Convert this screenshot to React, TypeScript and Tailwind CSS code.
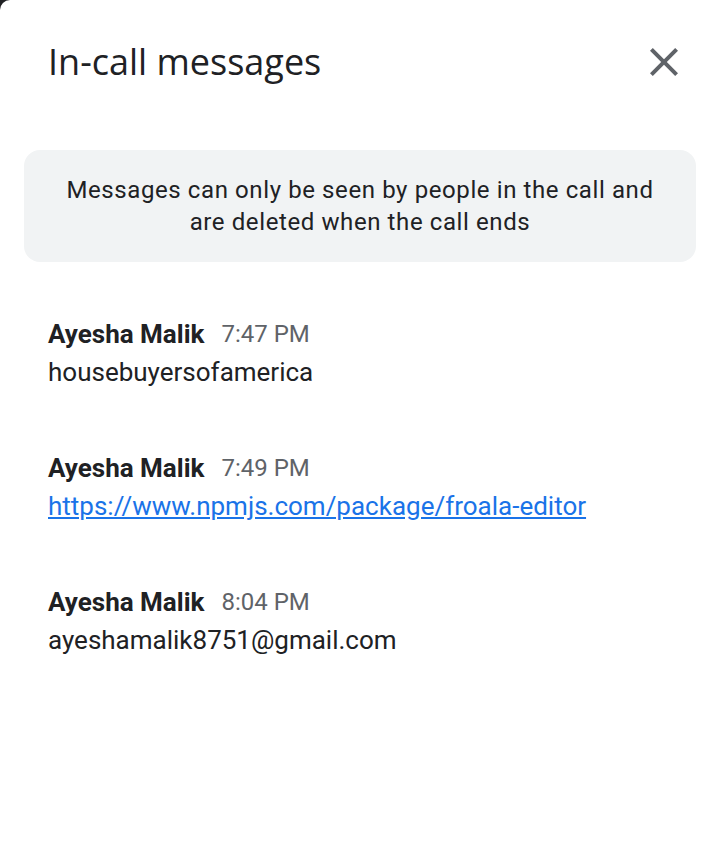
import React from "react";

const messages = [
  { name: "Ayesha Malik", time: "7:47 PM", text: "housebuyersofamerica", link: false },
  { name: "Ayesha Malik", time: "7:49 PM", text: "https://www.npmjs.com/package/froala-editor", link: true },
  { name: "Ayesha Malik", time: "8:04 PM", text: "ayeshamalik8751@gmail.com", link: false },
];

const App = () => {
  return (
    <div className="bg-[#202124] w-[708px] h-[850px]">
      <div
        className="bg-white w-full h-full rounded-tl-[10px] text-[#202124]"
        style={{ fontFamily: "Roboto, 'Open Sans', sans-serif" }}
      >
        <div className="flex items-center justify-between pl-12 pr-[20px] pt-[38px] h-[86px]">
          <h1 className="text-[36px] leading-none font-normal" style={{ fontFamily: "'Open Sans', Roboto, sans-serif" }}>
            In-call messages
          </h1>
          <button className="w-12 h-12 flex items-center justify-center text-[#5f6368]">
            <svg width="48" height="48" viewBox="0 0 24 24" fill="currentColor">
              <path d="M19 6.41 17.59 5 12 10.59 6.41 5 5 6.41 10.59 12 5 17.59 6.41 19 12 13.41 17.59 19 19 17.59 13.41 12z" />
            </svg>
          </button>
        </div>

        <div className="ml-6 mr-3 mt-[64px] h-[112px] rounded-2xl bg-[#f1f3f4] flex items-center justify-center text-center px-8">
          <p className="text-[24px] leading-[32px] tracking-[0.6px]">
            Messages can only be seen by people in the call and
            <br />
            are deleted when the call ends
          </p>
        </div>

        <div className="px-12 pt-[52px] flex flex-col gap-[58px]">
          {messages.map((m, i) => (
            <div key={i} className="flex flex-col">
              <div className="flex gap-[17px] h-[40px] items-center">
                <span className="text-[26px] font-bold">{m.name}</span>
                <span className="text-[24px] text-[#5f6368]">{m.time}</span>
              </div>
              {m.link ? (
                <a href="#" className="text-[26px] leading-[36px] text-[#1a73e8] underline">
                  {m.text}
                </a>
              ) : (
                <span className="text-[26px] leading-[36px]">{m.text}</span>
              )}
            </div>
          ))}
        </div>
      </div>
    </div>
  );
};

export default App;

#### YOUR INSTRUCTIONS:
Copy out all the data without changing anything, and drop the pictures.

#### SOLUTION FOR THIS TASK:
Convert this screenshot to React, TypeScript and Tailwind CSS code.
import React from "react";

const messages = [
  { name: "Ayesha Malik", time: "7:47 PM", text: "housebuyersofamerica", link: false },
  { name: "Ayesha Malik", time: "7:49 PM", text: "https://www.npmjs.com/package/froala-editor", link: true },
  { name: "Ayesha Malik", time: "8:04 PM", text: "ayeshamalik8751@gmail.com", link: false },
];

const App = () => {
  return (
    <div className="bg-[#202124] w-[708px] h-[850px]">
      <div
        className="bg-white w-full h-full rounded-tl-[10px] text-[#202124]"
        style={{ fontFamily: "Roboto, 'Open Sans', sans-serif" }}
      >
        <div className="flex items-center justify-between pl-12 pr-[20px] pt-[38px] h-[86px]">
          <h1 className="text-[36px] leading-none font-normal" style={{ fontFamily: "'Open Sans', Roboto, sans-serif" }}>
            In-call messages
          </h1>
          <button className="w-12 h-12 flex items-center justify-center text-[#5f6368]">
            <svg width="48" height="48" viewBox="0 0 24 24" fill="currentColor">
              <path d="M19 6.41 17.59 5 12 10.59 6.41 5 5 6.41 10.59 12 5 17.59 6.41 19 12 13.41 17.59 19 19 17.59 13.41 12z" />
            </svg>
          </button>
        </div>

        <div className="ml-6 mr-3 mt-[64px] h-[112px] rounded-2xl bg-[#f1f3f4] flex items-center justify-center text-center px-8">
          <p className="text-[24px] leading-[32px] tracking-[0.6px]">
            Messages can only be seen by people in the call and
            <br />
            are deleted when the call ends
          </p>
        </div>

        <div className="px-12 pt-[52px] flex flex-col gap-[58px]">
          {messages.map((m, i) => (
            <div key={i} className="flex flex-col">
              <div className="flex gap-[17px] h-[40px] items-center">
                <span className="text-[26px] font-bold">{m.name}</span>
                <span className="text-[24px] text-[#5f6368]">{m.time}</span>
              </div>
              {m.link ? (
                <a href="#" className="text-[26px] leading-[36px] text-[#1a73e8] underline">
                  {m.text}
                </a>
              ) : (
                <span className="text-[26px] leading-[36px]">{m.text}</span>
              )}
            </div>
          ))}
        </div>
      </div>
    </div>
  );
};

export default App;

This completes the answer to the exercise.